The battle scene at the end was exciting, as was the lightsaber fight against Count Dooku, but as the movie ages it proves its lack of quality.

Score: Tomatometer 65%, Audience 58%

Episode III

Seen as a dramatic improvement on Attack of the Clones, “Revenge of the Sith,” but this installment brings much more dramatic tension and real emotion to the table. Anakin Skywalker’s fall to the dark side is the crux of the entire series, and manages to get the on-screen respect it deserves.

“Special effects have greatly advanced since 1978, but technology needs imagination after it has made an initial impression. Imagination is not the strong suit of Revenge of the Sith.” – Philip French

“Revenge of the Sith is far from a great film but it easily trumps its two predecessors.” – Jeff Meyers

Audience scores make rising and falling mountain range of reception. Some like the close of the trilogy for its emotional weight. Others find the acting and dialogue enough to bring it down.

Score: Tomatometer 79%, Audience 65%

Episode VII

J.J. Abrams gives us another taste of delicious Star Wars pie, and the consensus is it brought back the magic of the original trilogy. One of the common criticisms is the film is a modern copy of “A New Hope.” So?

“I’m happy to tell you that, despite some minor fumbles, this is definitely the Star Wars film we’ve been looking for.” – Kanin Srimaneekulroj

“That’s what’s so impressive about the tricky balancing act Abrams has pulled off with The Force Awakens: He’s made a movie that’s simultaneously gripping and a huge release. We are in good hands, at last.” – Christy Lemire

Audience reaction is joyful, exuberant, and full of the happiness the last ten years has lacked. It has more humor, solid characters, and better special effects.

Score: Tomatometer 92%, Audience 89%

Thanks for reading! Do you agree with Episode VII’s place? Where does it fall for you? Come back next week for more fun fan information!

Qui-Gon Jinn Character Corner

Qui-Gon JinnThe man who got everything started for the Star Wars saga was Jedi master Qui-Gon Jinn. It was he who first found young Anakin Skywalker, and took him to see the Jedi Council. Even though the Council saw a great deal of hate and anger, Qui-Gon encouraged them to admit the boy. Jinn was a maverick Jedi, one who was often in conflict with both the Jedi code and the high council, yet played a vital role in the legacy of the Jedi.

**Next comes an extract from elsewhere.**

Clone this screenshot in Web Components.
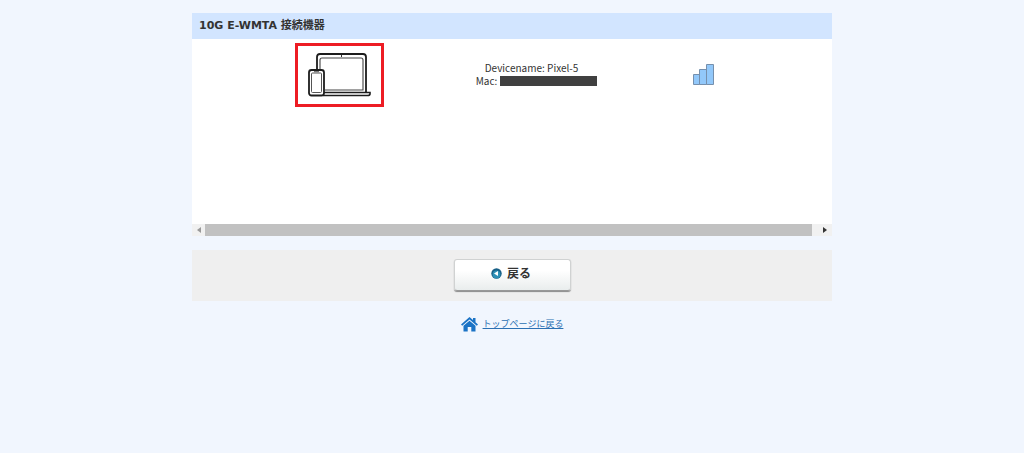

Born 92 years before the Battle of Yavin, Qui-Gon Jinn was from an unidentified planet and taken as an infant to train as a Jedi, as almost all are. Count Dooku took him as his apprentice at age ten thanks to a display of lightsaber skills. At the end of his apprenticeship, Dooku told Qui-Gon his one weakness: compassion for all life. He warned Qui-Gon betrayal was inevitable.

After becoming a Jedi Knight, Qui-Gon resisted taking a Padawan learner, stating he didn’t think he was ready. He discovered a boy named Xanatos who later became his Padawan. Years later, Qui-Gon, Xanatos, Qui-Gon’s longtime friend Tahl, and another Jedi traveled back to Xanatos’ homeworld, where his father, Crion, had become an evil tyrant. Crion tempted Xanatos, but Qui-Gon killed his student’s father to protect the life of another. Xanatos, enraged, attacked Qui-Gon, branding himself, and falling to the dark side. Xanatos escaped, and Qui-Gon, dismayed at his failure, announced he would take no more Padawans as apprentices.

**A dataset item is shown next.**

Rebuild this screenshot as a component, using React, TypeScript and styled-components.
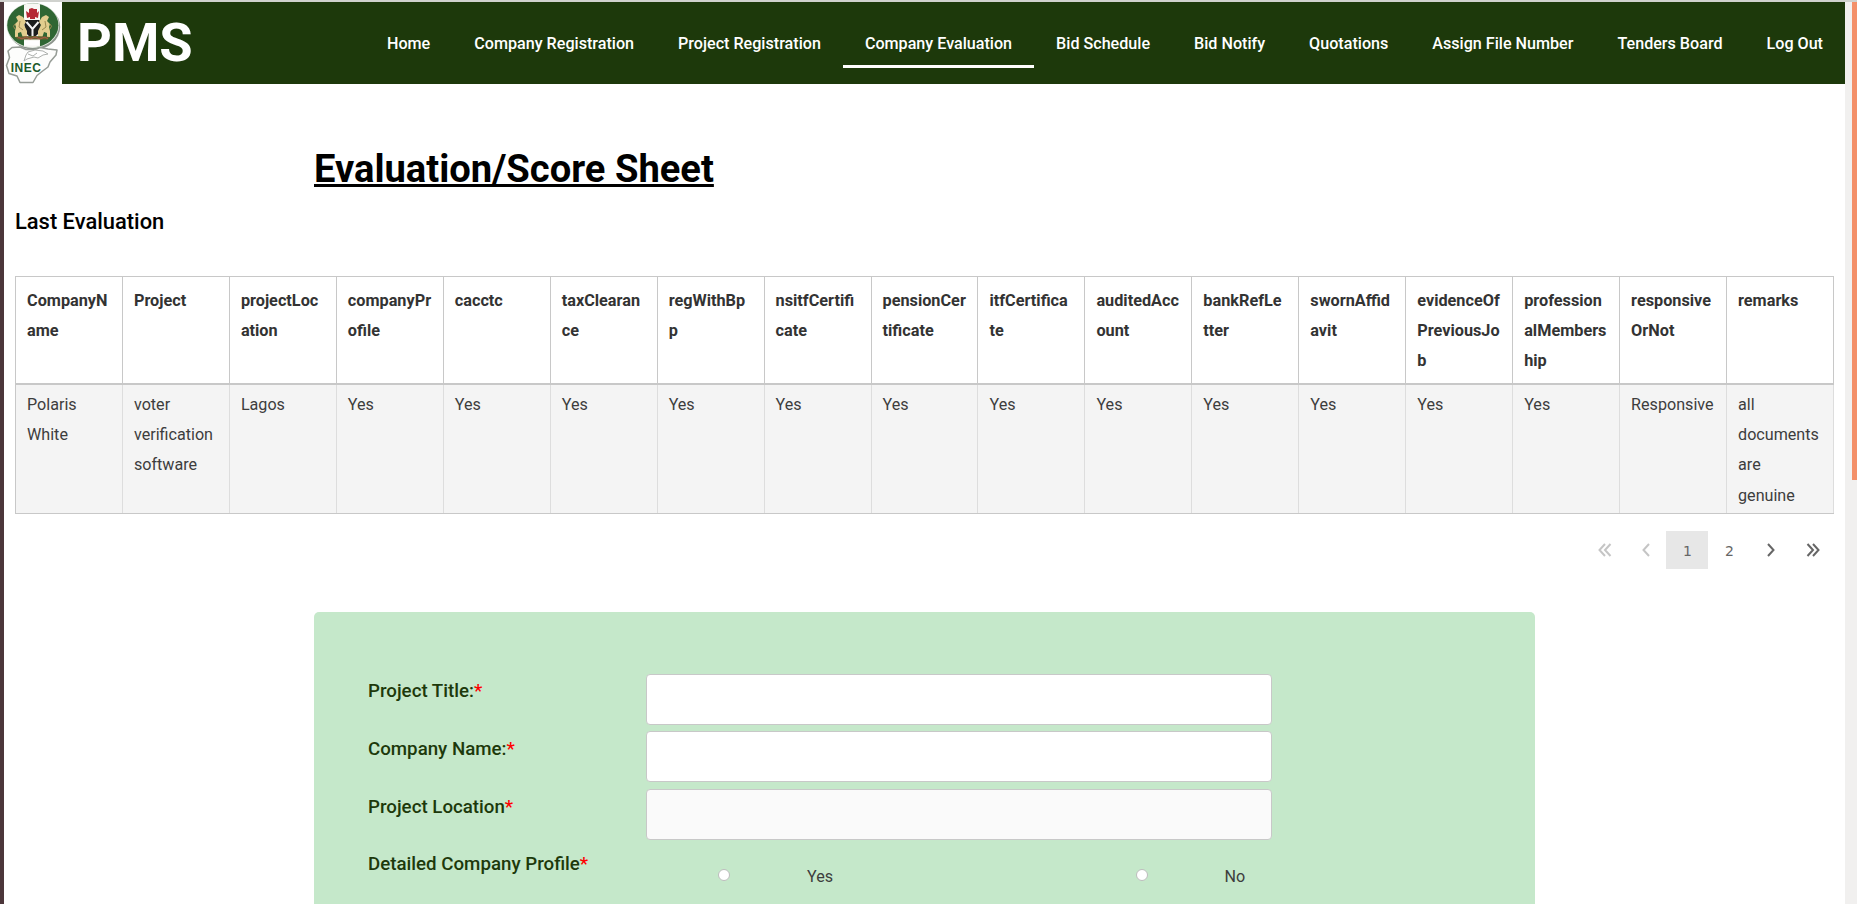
import React from "react";
import styled, { createGlobalStyle } from "styled-components";

const Global = createGlobalStyle`
  *, *::before, *::after { box-sizing: border-box; }
  body { margin: 0; background: #fff; overflow: hidden; font-family: Roboto, "Liberation Sans", sans-serif; font-size: 16.14px; color: #3d3d3d; }
`;

const Window = styled.div`
  display: flex;
  height: 904px;
  overflow: hidden;
  border-top: 2px solid #d0d2ce;
`;
const DesktopEdge = styled.div`
  flex: 0 0 4px;
  background: #4c363a;
`;
const Page = styled.div`
  flex: 1;
  min-width: 0;
  display: flex;
  flex-direction: column;
`;
const ScrollTrack = styled.div`
  flex: 0 0 12px;
  padding-left: 7px;
  background: #f1f0ef;
`;
const ScrollThumb = styled.div`
  height: 478px;
  background: #f39069;
`;

const Header = styled.header`
  display: flex;
  flex: 0 0 82px;
  background: #1d390b;
`;
const LogoBox = styled.div`
  width: 58px;
  background: #fff;
  svg { display: block; }
`;
const Brand = styled.div`
  padding-left: 15px;
  font-size: 54.2px;
  line-height: 81px;
  font-weight: 700;
  color: #fff;
`;
const Nav = styled.nav`
  display: flex;
  align-items: flex-start;
  margin-left: auto;
  padding-top: 18px;
`;
const NavItem = styled.a<{ $active?: boolean }>`
  height: 48px;
  padding: 0 22px;
  line-height: 47px;
  font-weight: 500;
  color: #fff;
  white-space: nowrap;
  border-bottom: 3px solid ${(p) => (p.$active ? "#fff" : "transparent")};
`;

const Title = styled.h1`
  margin: 61px 0 0 310px;
  font-size: 38.15px;
  line-height: 48px;
  font-weight: 700;
  color: #000;
  text-decoration: underline;
`;
const Subtitle = styled.h2`
  margin: 7px 0 0 11px;
  font-size: 21.9px;
  line-height: 44px;
  font-weight: 500;
  color: #000;
`;
const Table = styled.div`
  margin: 32px 11px 0;
  border: 1px solid #c8c8c8;
  border-right: 0;
`;
const HeadRow = styled.div`
  display: grid;
  grid-template-columns: repeat(17, minmax(0, 1fr));
  height: 108px;
  border-bottom: 2px solid #c8c8c8;
`;
const BodyRow = styled(HeadRow)`
  height: 128px;
  border-bottom: 0;
  background: #f4f4f4;
`;
const HeadCell = styled.div`
  padding: 9px 0 0 11px;
  font-size: 16.25px;
  line-height: 30.2px;
  font-weight: 700;
  color: #333;
  white-space: pre;
  border-right: 1px solid #c8c8c8;
`;
const Cell = styled.div`
  padding: 5px 0 0 11px;
  line-height: 30.2px;
  white-space: pre;
  border-right: 1px solid #dddddd;
`;

const Pager = styled.div`
  display: flex;
  height: 38px;
  margin: 17px 11px 0;
  justify-content: flex-end;
`;
const PageButton = styled.button<{ $active?: boolean; $muted?: boolean; $inset?: number }>`
  display: flex;
  align-items: center;
  justify-content: center;
  width: 42px;
  height: 38px;
  padding: 0 0 0 ${(p) => p.$inset ?? 0}px;
  border: 0;
  background: ${(p) => (p.$active ? "#e7e7e7" : "transparent")};
  color: ${(p) => (p.$muted ? "#c5c5c5" : "#666")};
`;
const PageNumber = styled.span`
  padding: 2px 0 0 1px;
  font: 14px "DejaVu Sans", sans-serif;
`;

const Form = styled.form`
  flex: 0 0 500px;
  width: 1221px;
  margin: 43px 0 0 310px;
  padding: 61.7px 54px 0;
  border-radius: 5px;
  background: #c5e8ca;
`;
const Field = styled.div`
  display: flex;
  height: 57.6px;
`;
const Label = styled.label`
  width: 278px;
  padding-top: 3.7px;
  font-size: 18.72px;
  line-height: 28px;
  font-weight: 500;
  color: #1d390b;
  white-space: nowrap;
`;
const Star = styled.span`
  color: #f00;
`;
const Input = styled.input`
  width: 626px;
  height: 51px;
  padding: 0 12px;
  border: 1px solid #c8c8c8;
  border-radius: 4px;
  background: #fff;
  &:disabled { background: #fafafa; }
`;
const Choice = styled.label`
  display: flex;
  width: 417.5px;
  padding-left: 72px;
  padding-top: 15.8px;
  line-height: 30px;
`;
const Radio = styled.span`
  width: 12px;
  height: 12px;
  margin: 7px 77px 0 0;
  border: 1px solid #bdbdbd;
  border-radius: 50%;
  background: #fff;
`;

const Logo = () => (
  <svg width="58" height="82" viewBox="4 2 58 82">
    <ellipse cx="34" cy="27" rx="26.2" ry="22.6" fill="#8c948c" />
    <ellipse cx="32.8" cy="25.4" rx="26.3" ry="22.6" fill="#dfe6de" />
    <ellipse cx="32.8" cy="25.2" rx="25.6" ry="21.9" fill="#2f6633" />
    <path d="M24 4.4Q32 2.4 40 4.2V46.4Q32 48 24 46.4Z" fill="#f8f8f4" />
    <path d="M27 18l-1-7 3 2 0-4 3-1 2 1 3 0 0 4 2-2-1 7-3-1v2h-5v-2Z" fill="#b52733" />
    <path d="M25 20h14l2 2-1 8q-2 6-8 8-5-2-7-8l-1-8Z" fill="#1c1e1d" />
    <path d="M26.5 22l6 7 6-7M32.5 28v9" fill="none" stroke="#f5f5f5" strokeWidth="2" />
    <path d="M16 17l3-2 4 2 3 5-2 3 3 6 0 7h-4l-2-6-3 1 0 4h-3l0-6 1-4-1-3 3-3Z" fill="#e2cd8e" />
    <path d="M49 17l-3-2-4 2-3 5 2 3-3 6 0 7h4l2-6 3 1 0 4h3l0-6-1-4 1-3-3-3Z" fill="#e2cd8e" />
    <path d="M15 29q-3-3 0-5M50 29q3-3 0-5M20 21l-1 6 4 3M45 21l1 6-4 3" fill="none" stroke="#9c8950" />
    <path d="M15 37q17-2 35 0l-3 2.5H18Z" fill="#67612f" />
    <path d="M18 37l4 2 4-2 4 2 5-2 5 2 5-2 3 2" fill="none" stroke="#ae5946" />
    <path d="M24 41h15v4.5H24Z" fill="#fff" />
    <path d="M8 51l4-3.5 8-.5 6 2.5h9l5-2 8 1.5 9 1-1 5-6 7-2 5-6 4.5-5 4-4 7H20l-3-6.5-8-2.5-2.5-8 3-8Z" fill="#fdfdfc" stroke="#969c96" strokeWidth="1.5" strokeLinejoin="round" />
    <path d="M24 61l2-6 2-3 7-2 8 1 5 3-5 1-5 3-4-1-7 2Z" fill="#fff" stroke="#adb0ad" />
    <path d="M28 54l5 2 4-3" fill="none" stroke="#adb0ad" />
    <text x="10.8" y="72" fill="#1c5a2a" fontFamily="Liberation Sans" fontSize="12" fontWeight="700" textLength="30" lengthAdjust="spacing">INEC</text>
  </svg>
);

const Chevron = ({ double, right }: { double?: boolean; right?: boolean }) => (
  <svg width="14" height="14" viewBox="0 0 14 14" fill="none" stroke="currentColor" strokeWidth="2" transform={right ? "scale(-1 1)" : undefined}>
    {double ? <path d="M7 1L1.5 7L7 13M12.5 1L7 7L12.5 13" /> : <path d="M10 1L4.5 7L10 13" />}
  </svg>
);

const links = ["Home", "Company Registration", "Project Registration", "Company Evaluation", "Bid Schedule", "Bid Notify", "Quotations", "Assign File Number", "Tenders Board", "Log Out"];
const columns = ["CompanyN\name", "Project", "projectLoc\nation", "companyPr\nofile", "cacctc", "taxClearan\nce", "regWithBp\np", "nsitfCertifi\ncate", "pensionCer\ntificate", "itfCertifica\nte", "auditedAcc\nount", "bankRefLe\ntter", "swornAffid\navit", "evidenceOf\nPreviousJo\nb", "profession\nalMembers\nhip", "responsive\nOrNot", "remarks"];
const values = ["Polaris\nWhite", "voter\nverification\nsoftware", "Lagos", ...Array(12).fill("Yes"), "Responsive", "all\ndocuments\nare\ngenuine"];
const fields = [{ label: "Project Title:" }, { label: "Company Name:" }, { label: "Project Location", disabled: true }];

export default function App() {
  return (
    <>
      <Global />
      <Window>
        <DesktopEdge />
        <Page>
          <Header>
            <LogoBox><Logo /></LogoBox>
            <Brand>PMS</Brand>
            <Nav>
              {links.map((l) => <NavItem key={l} $active={l === "Company Evaluation"}>{l}</NavItem>)}
            </Nav>
          </Header>
          <Title>Evaluation/Score Sheet</Title>
          <Subtitle>Last Evaluation</Subtitle>
          <Table>
            <HeadRow>{columns.map((c) => <HeadCell key={c}>{c}</HeadCell>)}</HeadRow>
            <BodyRow>{values.map((v, i) => <Cell key={i}>{v}</Cell>)}</BodyRow>
          </Table>
          <Pager>
            <PageButton $muted $inset={3} aria-label="First"><Chevron double /></PageButton>
            <PageButton $muted $inset={2} aria-label="Previous"><Chevron /></PageButton>
            <PageButton $active><PageNumber>1</PageNumber></PageButton>
            <PageButton><PageNumber>2</PageNumber></PageButton>
            <PageButton aria-label="Next"><Chevron right /></PageButton>
            <PageButton aria-label="Last"><Chevron double right /></PageButton>
          </Pager>
          <Form>
            {fields.map((f) => (
              <Field key={f.label}>
                <Label>{f.label}<Star>*</Star></Label>
                <Input disabled={f.disabled} />
              </Field>
            ))}
            <Field>
              <Label>Detailed Company Profile<Star>*</Star></Label>
              <Choice><Radio />Yes</Choice>
              <Choice><Radio />No</Choice>
            </Field>
          </Form>
        </Page>
        <ScrollTrack><ScrollThumb /></ScrollTrack>
      </Window>
    </>
  );
}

Nine years later, Jedi Master Yoda encouraged him to find another padawan. Obi-Wan Kenobi was weeks away from his thirteenth birthday. He would become part of the Agricultural Corps unless a Jedi took his as a Padawan. Qui-Gon considered this a waste of talent, and Kenobi was quick to help their troubled transport. Qui-Gon’s mission took him to Bandomeer, where he found out Xanatos ruled. Though he tried to send Kenobi to his intended destination, Kenobi arrived in the nick of time to save Qui-Gon from his old student. Now master and apprentice, the two would battle Xanatos several more times before Xanatos committing suicide.

In 41 BBY (Before the battle of Yavin) Qui-Gon and the Jedi Tahl realized a mutual attraction for each other. They decided to obey the Jedi code and not act on their feelings, however. Qui-Gon began to have visions of Tahl in potentially fatal circumstances, and he offered to accompany her on her next mission, which she turned down. When the council lost contact with her, he and Obi-Wan decided to look for her. They found her trying to infiltrate a group responsible for kidnapping and ransoming leaders’ children, and her cover was swiftly blown. Tahl was kidnapped, and the leader of the group, Balog, paralyzed her inside a sensory deprivation device to deter the Jedi. Though he defeated Balog, Tahl passed away with Qui-Gon at her side.

His friend’s death prompted a terrifying change in Qui-Gon Jinn. He swore revenge on Balog, and stopped at nothing to him and the rest of his group down. It was only when he heard the voice of Tahl telling him to stop did he realize the destructive path he was taking. Though he remained on the light side of the force, his personality changed dramatically after Tahl’s death. He and the Jedi council clashed during this period leading up to the battle of Naboo and the events of Episode I. This prompted his adoption of Anakin Skywalker as an apprentice against their wishes.

Behind the Scenes

Liam Neeson portrays the character in Episode I, though George Lucas had toyed with the idea of making him younger. Neeson’s voice is used in Episode II, and was going to be in Episode III before the scene was cut. A rumor among Star Wars fans is a piece of fabric draped across a piece of furniture in Episode IV is meant to be the same gray poncho his master wears in Episode I, though it is unconfirmed.